Allow two to four weeks for SIPP provider final approval once all documents have been submitted. Some providers are faster; others, particularly those with in-house legal teams reviewing complex transactions, take longer.
Exchange and completion then follow the normal commercial conveyancing process. In commercial transactions, exchange and completion often happen simultaneously. The SIPP provider and lender must both be ready on the completion date, with funds in place — coordinate carefully with your solicitor to ensure nothing delays the completion date once set.

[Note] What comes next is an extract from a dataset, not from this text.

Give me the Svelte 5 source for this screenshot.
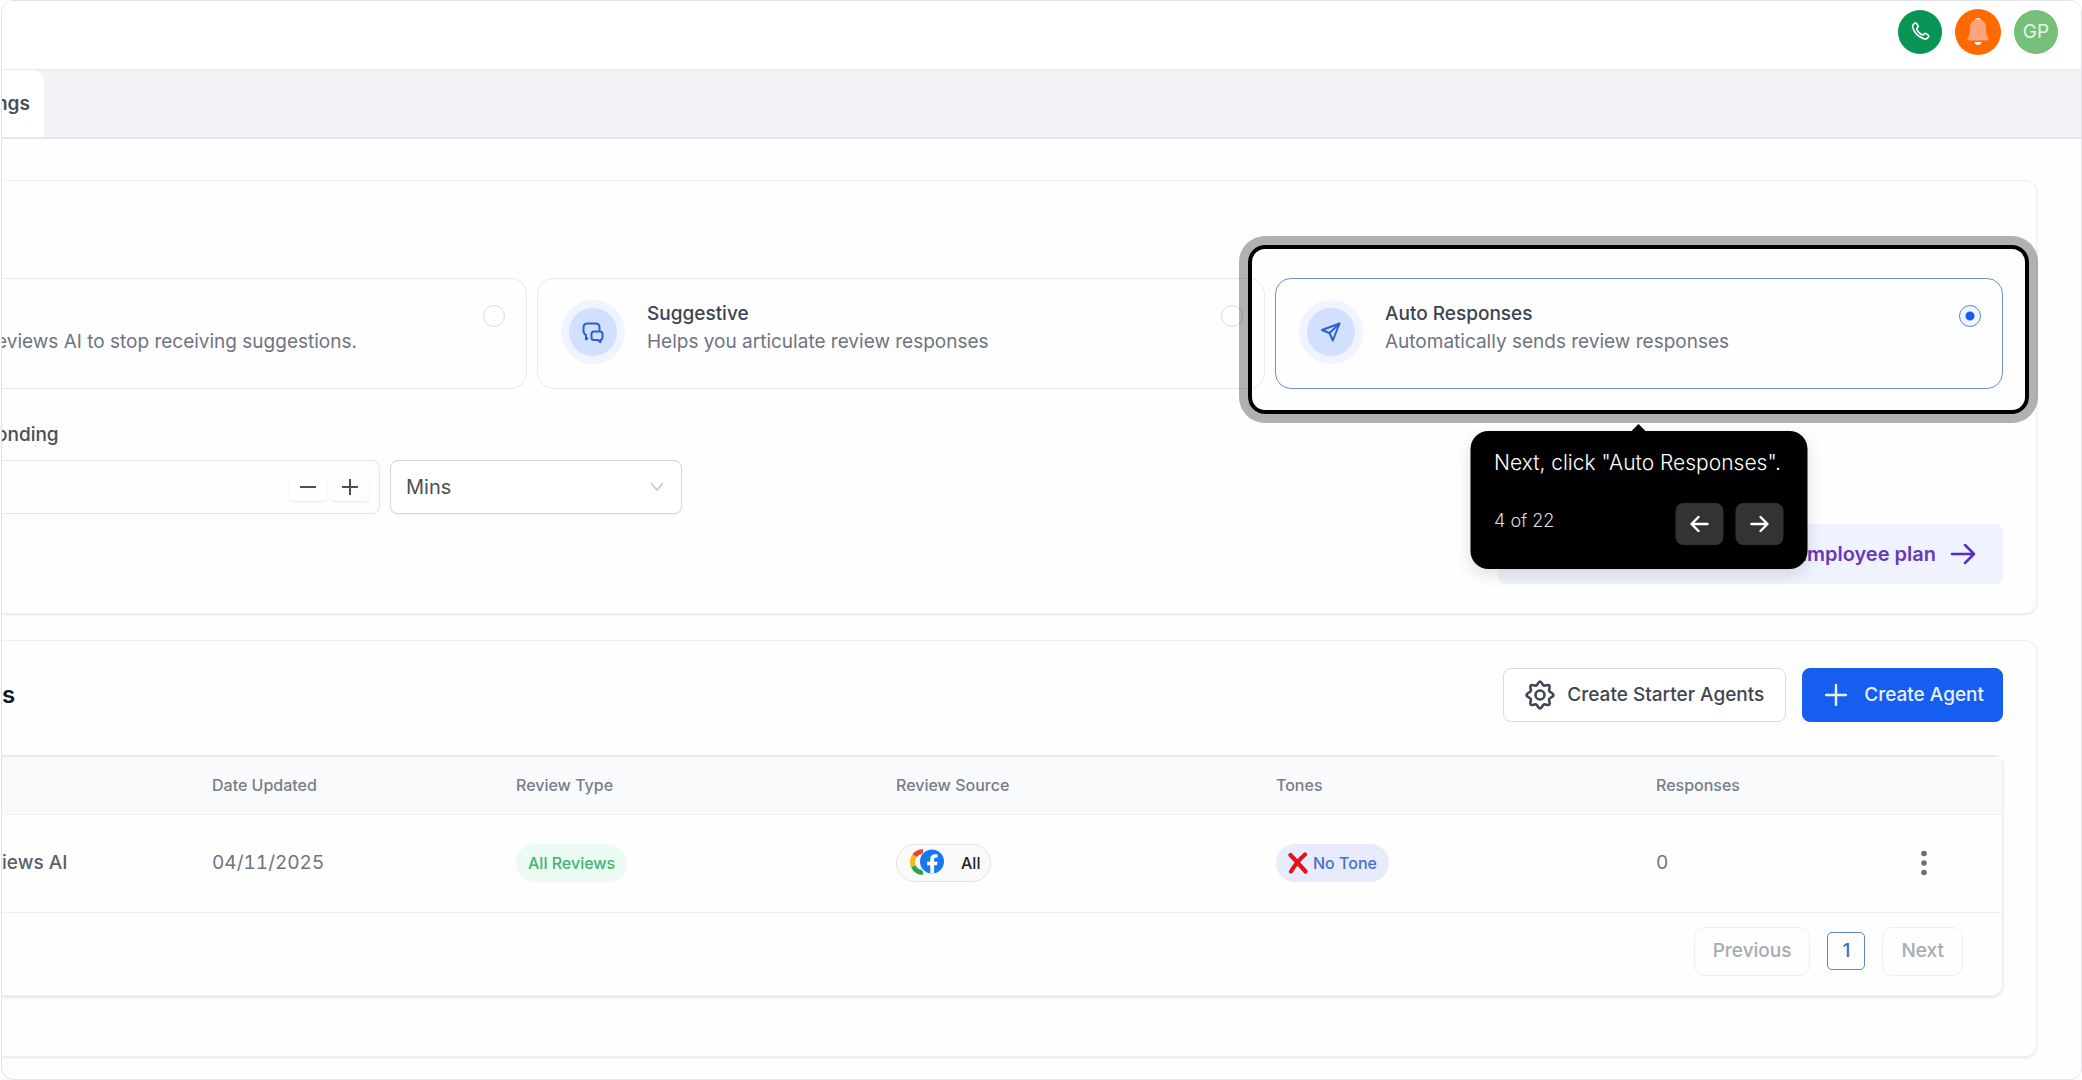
<!-- App.svelte — Reviews AI settings with guided walkthrough -->
<script lang="ts">
  type Mode = { id: string; title: string; text: string; icon: "" | "chat" | "send" };

  const modes: Mode[] = [
    { id: "off", title: "", text: "eviews AI to stop receiving suggestions.", icon: "" },
    { id: "suggestive", title: "Suggestive", text: "Helps you articulate review responses", icon: "chat" },
    { id: "auto", title: "Auto Responses", text: "Automatically sends review responses", icon: "send" },
  ];
  const agents = [{ name: "iews AI", updated: "04/11/2025", type: "All Reviews", source: "All", tone: "No Tone", responses: 0 }];
  const TOTAL = 22;

  let mode = $state("auto");
  let unit = $state("Mins");
  let wait = $state("");
  let step = $state(4);

  function bump(by: number) {
    wait = String(Math.max(0, (Number(wait) || 0) + by));
  }
</script>

<div class="frame">
  <header class="topbar">
    <button class="round phone" aria-label="Call">
      <svg viewBox="0 0 24 24" width="22" height="22" fill="none" stroke="currentColor" stroke-width="1.8" stroke-linejoin="round"><path d="M8.4 8.9a13.6 13.6 0 0 0 2.6 3.7 13.6 13.6 0 0 0 3.7 2.6c.3.1.5 0 .7-.1l1.3-1.2c.6-.5 1.3-.5 1.9-.1l2.2 1.5c.8.6.8 1.6.2 2.3l-1 1c-.9.9-2.1 1.2-3.3.9a20 20 0 0 1-8-4.6 20 20 0 0 1-4.7-8c-.3-1.2 0-2.4.9-3.3l1-1c.7-.6 1.7-.6 2.3.2l1.5 2.2c.4.6.4 1.3-.1 1.9L8.5 8.2c-.2.2-.2.4-.1.7z" /></svg>
    </button>
    <button class="round bell" aria-label="Notifications">
      <svg viewBox="0 0 24 30" width="24" height="30"><path d="M9 3.2C9.300 1.600 10.500 1 12 1s2.700.6 3 2.200z" fill="#fff" /><path d="M12 2.200c4.800 0 8 3.600 8 8.300 0 6 .9 8.400 2.300 10.500.8 1.200.2 2.500-1.200 2.500H2.900c-1.400 0-2-1.300-1.200-2.500C3.100 18.900 4 16.500 4 10.500c0-4.700 3.200-8.300 8-8.300z" fill="#ffa37a" /><path d="M8.500 25h7c-.3 1.900-1.700 3-3.500 3s-3.200-1.100-3.500-3z" fill="#fff" /></svg>
    </button>
    <button class="round avatar" aria-label="Account">GP</button>
  </header>

  <nav class="tabs"><a class="tab" href="#settings"><span class="cut">ngs</span></a></nav>

  <main>
    <section class="panel settings">
      <div class="modes" role="radiogroup" aria-label="Response mode">
        {#each modes as m (m.id)}
          <div class="mode-wrap">
            <label class="mode" class:selected={mode === m.id} class:open={!m.icon}>
              {#if m.icon}
                <span class="halo">
                  {#if m.icon === "chat"}
                    <svg viewBox="0 0 24 24" width="24" height="24" fill="none" stroke="currentColor" stroke-width="2" stroke-linejoin="round" stroke-linecap="round"><path d="M6.500 18.500 5 19.500v-4.500C3.200 14.200 2.500 12.700 2.500 10.500V7.500c0-2.500 1.500-4 4-4h8c2.500 0 4 1.500 4 4v3" /><path d="M13 11.500h6c1.500 0 2.500 1 2.500 2.500v3.500c0 1.300-.7 2.200-2 2.500v2.300L17 20h-4c-1.500 0-2.500-1-2.500-2.500V14c0-1.500 1-2.500 2.500-2.500z" /></svg>
                  {:else}
                    <svg viewBox="0 0 24 24" width="24" height="24" fill="none" stroke="currentColor" stroke-width="2" stroke-linejoin="round" stroke-linecap="round"><path d="M20.500 3.500 13.800 20.500 10.500 13 3 10z" /><path d="M20.500 3.500 10.500 13" /></svg>
                  {/if}
                </span>
              {/if}
              <span class="copy">
                <strong>{m.title}</strong>
                <span class:cut={!m.icon}>{m.text}</span>
              </span>
              <input type="radio" name="mode" value={m.id} bind:group={mode} aria-label={m.title || m.text} />
            </label>

            {#if m.id === "auto"}
              <div class="spotlight">
                <div class="tour" role="dialog" aria-label="Walkthrough">
                  <p>Next, click "Auto Responses".</p>
                  <div class="tour-foot">
                    <span>{step} of {TOTAL}</span>
                    <button aria-label="Back" onclick={() => (step = Math.max(1, step - 1))}>
                      <svg viewBox="0 0 20 20" width="20" height="20"><path d="M18 10H2M9 3 2 10l7 7" /></svg>
                    </button>
                    <button aria-label="Forward" onclick={() => (step = Math.min(TOTAL, step + 1))}>
                      <svg viewBox="0 0 20 20" width="20" height="20"><path d="M2 10h16M11 3l7 7-7 7" /></svg>
                    </button>
                  </div>
                </div>
              </div>
            {/if}
          </div>
        {/each}
      </div>

      <label class="field-label" for="wait"><span class="cut">onding</span></label>
      <div class="fields">
        <div class="number">
          <input id="wait" type="text" inputmode="numeric" bind:value={wait} />
          <button aria-label="Decrease" onclick={() => bump(-1)}><svg viewBox="0 0 18 18" width="18" height="18"><path d="M1 9h16" /></svg></button>
          <button aria-label="Increase" onclick={() => bump(1)}><svg viewBox="0 0 18 18" width="18" height="18"><path d="M1 9h16M9 1v16" /></svg></button>
        </div>
        <div class="select">
          <select bind:value={unit} aria-label="Time unit">
            <option>Mins</option>
            <option>Hours</option>
          </select>
          <svg viewBox="0 0 14 10" width="14" height="10"><path d="m1 1 6 7 6-7" /></svg>
        </div>
      </div>

      <a class="plan" href="#plan">
        Employee plan
        <svg viewBox="0 0 26 24" width="26" height="24"><path d="M2 12h22M15 3l9 9-9 9" /></svg>
      </a>
    </section>

    <section class="panel agents">
      <div class="agents-head">
        <h2>s</h2>
        <button class="btn">
          <svg viewBox="0 0 30 30" width="30" height="30" fill="none" stroke="currentColor" stroke-width="2.600" stroke-linejoin="round"><circle cx="15" cy="15" r="4.500" /><path d="M15 1.500c1.800 0 2.200 3.400 3.800 4 1.600.7 4.200-1.400 5.500-.1s-.8 3.900-.1 5.500c.7 1.600 4.300 2 4.300 4.100s-3.600 2.500-4.300 4.100c-.7 1.600 1.400 4.200.1 5.500s-3.900-.8-5.500-.1c-1.600.7-2 4-3.800 4s-2.200-3.300-3.800-4c-1.600-.7-4.200 1.400-5.500.1s.8-3.900.1-5.500c-.7-1.600-4.300-2-4.300-4.100s3.600-2.500 4.300-4.100c.7-1.600-1.400-4.200-.1-5.500s3.900.8 5.500.1c1.600-.6 2-4 3.800-4z" /></svg>
          Create Starter Agents
        </button>
        <button class="btn primary">
          <svg viewBox="0 0 22 22" width="22" height="22" fill="none" stroke="currentColor" stroke-width="2.400" stroke-linecap="round"><path d="M1 11h20M11 1v20" /></svg>
          Create Agent
        </button>
      </div>

      <div class="table-card">
        <table>
          <colgroup><col class="c-name" /><col class="c-date" /><col class="c-wide" /><col class="c-wide" /><col class="c-wide" /><col class="c-resp" /><col /></colgroup>
          <thead>
            <tr>
              <th></th>
              <th>Date Updated</th>
              <th>Review Type</th>
              <th>Review Source</th>
              <th>Tones</th>
              <th>Responses</th>
              <th></th>
            </tr>
          </thead>
          <tbody>
            {#each agents as a}
              <tr>
                <td class="name">{a.name}</td>
                <td>{a.updated}</td>
                <td><span class="pill green">{a.type}</span></td>
                <td>
                  <span class="pill source">
                    <svg viewBox="0 0 36 28" width="36" height="28" aria-hidden="true">
                      <g fill="none" stroke-width="5"><path d="M5.500 6.800A11 11 0 0 1 14 2.500" stroke="#e0443a" /><path d="M4.300 17.200A11 11 0 0 1 5.500 6.800" stroke="#f8b91d" /><path d="M14 23.500a11 11 0 0 1-9.700-6.300" stroke="#31a350" /></g>
                      <circle cx="23" cy="13" r="13" fill="#fafafa" /><circle cx="23" cy="12.500" r="12" fill="#1877f2" />
                      <path d="M21.300 24.500v-8.300h-3.200v-3.500h3.200v-2.600c0-3.200 1.900-4.900 4.700-4.900l2.600.2v3.100h-1.500c-1.500 0-2 .9-2 1.900v2.300h3.400l-.6 3.500h-2.800v8.300z" fill="#fff" />
                    </svg>
                    {a.source}
                  </span>
                </td>
                <td>
                  <span class="pill blue">
                    <svg viewBox="0 0 20 22" width="20" height="22" aria-hidden="true"><path d="M2.500 3Q10 11 17.500 19.500M17 2.500Q9 9.500 3 19.500" fill="none" stroke="#e2131a" stroke-width="4.200" stroke-linecap="round" /></svg>
                    {a.tone}
                  </span>
                </td>
                <td>{a.responses}</td>
                <td>
                  <button class="more" aria-label="More actions">
                    <svg viewBox="0 0 8 26" width="8" height="26" fill="currentColor"><circle cx="4" cy="3.500" r="2.800" /><circle cx="4" cy="13" r="2.800" /><circle cx="4" cy="22.500" r="2.800" /></svg>
                  </button>
                </td>
              </tr>
            {/each}
          </tbody>
        </table>
        <div class="pager">
          <button disabled>Previous</button>
          <button class="page" aria-current="page">1</button>
          <button disabled>Next</button>
        </div>
      </div>
    </section>
  </main>
</div>

<style>
  :global(body){background:#fff;}
  .frame{box-sizing:border-box;min-height:100vh;margin-left:1px;overflow:hidden;border:1px solid #e3e4e9;border-radius:12px;background:#fefefe;font-family:Inter,"Liberation Sans",sans-serif;font-size:19px;line-height:28px;color:#6f7480;}
  .frame *{box-sizing:border-box;}
  button,input,select{font:inherit;color:inherit;margin:0;}
  button{cursor:pointer;padding:0;border:0;background:none;}
  svg{display:block;flex-shrink:0;}
  /* first glyph runs off the left edge */
  .cut{margin-left:-6px;}

  .topbar{display:flex;align-items:center;justify-content:flex-end;gap:13px;height:68px;padding:0 23px 7px 0;background:#fff;}
  .round{display:flex;align-items:center;justify-content:center;width:44px;height:44px;border-radius:50%;color:#fff;}
  .phone{background:#079455;}
  .bell{width:46px;height:46px;background:#ff6a00;}
  .avatar{background:#75bf79;color:#e6f5e6;}

  .tabs{display:flex;height:70px;background:#f2f3f7;border-top:1px solid #e6e7ea;border-bottom:2px solid #e6e7ec;}
  .tab{display:flex;align-items:center;padding-right:14px;border-radius:0 12px 0 0;background:#fff;color:#475059;font-weight:600;text-decoration:none;}

  main{display:flex;flex-direction:column;gap:26px;padding:41px 44px 22px 0;}
  .panel{border:1px solid #f0f0f2;border-left:0;border-radius:0 12px 12px 0;box-shadow:0 1px 2px rgba(16,24,40,.1);background:#fefefe;}

  .settings{padding:97px 33px 29px 0;}
  .modes{display:grid;grid-template-columns:525fr 728fr 728fr;gap:10px;}
  .mode-wrap{position:relative;}
  .mode{display:flex;align-items:flex-start;gap:22px;height:111px;padding:21px 21px 0 23px;border:1px solid #e9eaec;border-radius:16px;cursor:pointer;}
  .mode.open{padding-left:0;border-left:0;border-radius:0 16px 16px 0;}
  .mode.selected{border-color:#6f8fc9;}
  .halo{display:flex;align-items:center;justify-content:center;width:64px;height:64px;border:8px solid #eff4ff;border-radius:50%;background:#d1e0ff;color:#2a5fd8;}
  .copy{display:flex;flex:1;flex-direction:column;white-space:nowrap;}
  .copy strong{min-height:28px;font-weight:500;color:#3d4452;}
  .mode input{appearance:none;width:22px;height:22px;margin-top:5px;border:1px solid #d9dbdf;border-radius:50%;background:#fff;}
  .mode input:checked{border-color:#5c83cf;background:radial-gradient(circle,#155eef 4px,#eff4ff 5px);}

  .spotlight{position:absolute;inset:-33px -26px -25px -27px;border:4px solid #000;border-radius:17px;box-shadow:0 0 0 9px rgba(0,0,0,.3);pointer-events:none;}
  .tour{position:absolute;z-index:2;top:calc(100% + 21px);left:50%;width:337px;height:138px;padding:18px 24px;transform:translateX(-50%);border-radius:18px;background:#000;box-shadow:0 6px 16px rgba(0,0,0,.12);pointer-events:auto;color:#fff;}
  .tour::before{content:"";position:absolute;top:-7px;left:50%;margin-left:-7px;border:7px solid transparent;border-top:0;border-bottom-color:#000;}
  .tour p{margin:0;font-size:21px;font-weight:300;white-space:nowrap;}
  .tour-foot{display:flex;align-items:center;gap:12px;margin-top:26px;}
  .tour-foot span{flex:1;padding-bottom:6px;font-size:18px;font-weight:300;color:#ddd;}
  .tour-foot button{display:flex;align-items:center;justify-content:center;width:48px;height:42px;border-radius:8px;background:#333;}
  .tour-foot path{fill:none;stroke:#fff;stroke-width:2.400;stroke-linecap:round;stroke-linejoin:round;}

  .field-label{display:block;margin-top:32px;color:#475059;font-weight:500;}
  .fields{display:flex;gap:10px;margin-top:11px;}
  .number{display:flex;align-items:center;gap:4px;width:378px;height:54px;padding-right:10px;border:1px solid #e4e5e8;border-left:0;border-radius:0 8px 8px 0;}
  .number input{flex:1;min-width:0;height:100%;border:0;outline:0;background:none;}
  .number button{display:flex;align-items:center;justify-content:center;width:38px;height:28px;border-radius:4px;box-shadow:0 1px 2px rgba(16,24,40,.1);}
  .number path{fill:none;stroke:#4a4f57;stroke-width:2;}
  .select{position:relative;width:292px;}
  .select select{appearance:none;width:100%;height:54px;padding:0 15px;border:1px solid #d6d7da;border-radius:8px;background:#fff;box-shadow:0 1px 2px rgba(16,24,40,.06);color:#4c5057;font-size:20px;}
  .select svg{position:absolute;top:22px;right:18px;pointer-events:none;}
  .select path{fill:none;stroke:#c2c5ca;stroke-width:1.500;}
  .plan{display:flex;align-items:center;justify-content:flex-end;gap:14px;width:505px;height:60px;margin:10px 0 0 auto;padding-right:27px;border-radius:8px;background:#eff3ff;color:#6938b8;font-size:20px;font-weight:600;text-decoration:none;}
  .plan path{fill:none;stroke:#5b2dbd;stroke-width:2.500;stroke-linecap:round;stroke-linejoin:round;}

  .agents{padding:27px 33px 60px 0;}
  .agents-head{display:flex;align-items:center;gap:16px;}
  h2{flex:1;margin:0;font-size:24px;font-weight:600;color:#15191f;}
  .btn{display:flex;align-items:center;gap:12px;height:54px;padding:0 21px;border:1px solid #d9dbdf;border-radius:8px;background:#fff;color:#3f4652;font-weight:500;}
  .btn.primary{gap:17px;padding:0 18px 0 22px;border-color:#155eef;background:#155eef;color:#eaf1ff;}
  .table-card{margin-top:33px;border:1px solid #ededf0;border-top:2px solid #e9eaec;border-left:0;border-radius:0 8px 12px 0;box-shadow:0 2px 3px rgba(16,24,40,.1);}
  table{width:100%;border-collapse:collapse;table-layout:fixed;font-variant-numeric:tabular-nums;}
  .c-name{width:9.5%;}
  .c-date{width:15.2%;}
  .c-wide{width:19%;}
  .c-resp{width:12.4%;}
  th,td{padding:0 0 0 20px;text-align:left;border-bottom:1px solid #efeff2;white-space:nowrap;}
  th{height:57px;background:#f9fafb;font-size:16px;font-weight:500;color:#777d8a;}
  td{height:98px;}
  td.name{padding-left:0;color:#5a6070;font-weight:500;}
  .pill{display:inline-flex;align-items:center;height:38px;padding:0 12px;border-radius:19px;font-size:16px;font-weight:500;vertical-align:middle;}
  .green{background:#ebfbf2;color:#3fb573;}
  .source{gap:16px;padding:0 10px 0 12px;border:1px solid #e2e3e6;background:#fafafb;color:#1f242c;}
  .blue{gap:5px;background:#e8ebfb;color:#4372cc;}
  .more{display:flex;align-items:center;justify-content:center;width:40px;height:40px;color:#6a6f7a;}
  .pager{display:flex;align-items:center;justify-content:flex-end;gap:17px;padding:14px 39px 19px 0;}
  .pager button{height:49px;padding:0 18px;border:1px solid #efeff1;border-radius:10px;color:#a8abb2;font-weight:500;}
  .pager .page{width:38px;height:38px;padding:0;border-color:#5f86c4;border-radius:5px;color:#3b69cf;}
</style>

How to Speed Up the Process
While the SIPP property purchase process has inherent sequencing that cannot be compressed, there are several ways to avoid unnecessary delays:
- Choose an experienced SIPP solicitor early: Inexperienced solicitors unfamiliar with SIPP requirements cause significant delays. Appoint a specialist before you have a property in mind.
- Get SIPP provider pre-approval in principle: Many providers will give a general indication of acceptability before you have a specific property — this avoids the provider being the bottleneck once you find a property.
- Prepare your mortgage application pack in advance: Gather pension fund information, fund valuations, and business financial statements before you have a specific property, so you can submit a complete application immediately.
- Commission surveys promptly: Do not wait for legal searches to complete before instructing a surveyor. Run these in parallel wherever possible.
- Maintain active communication: Regular check-ins with your solicitor, SIPP provider, and broker keep everyone aligned and surface any issues before they become delays.
Working with a specialist SIPP mortgage broker from the outset — rather than approaching lenders directly — typically saves two to four weeks on the mortgage stage alone, because the right lender is identified immediately rather than after several unsuccessful approaches.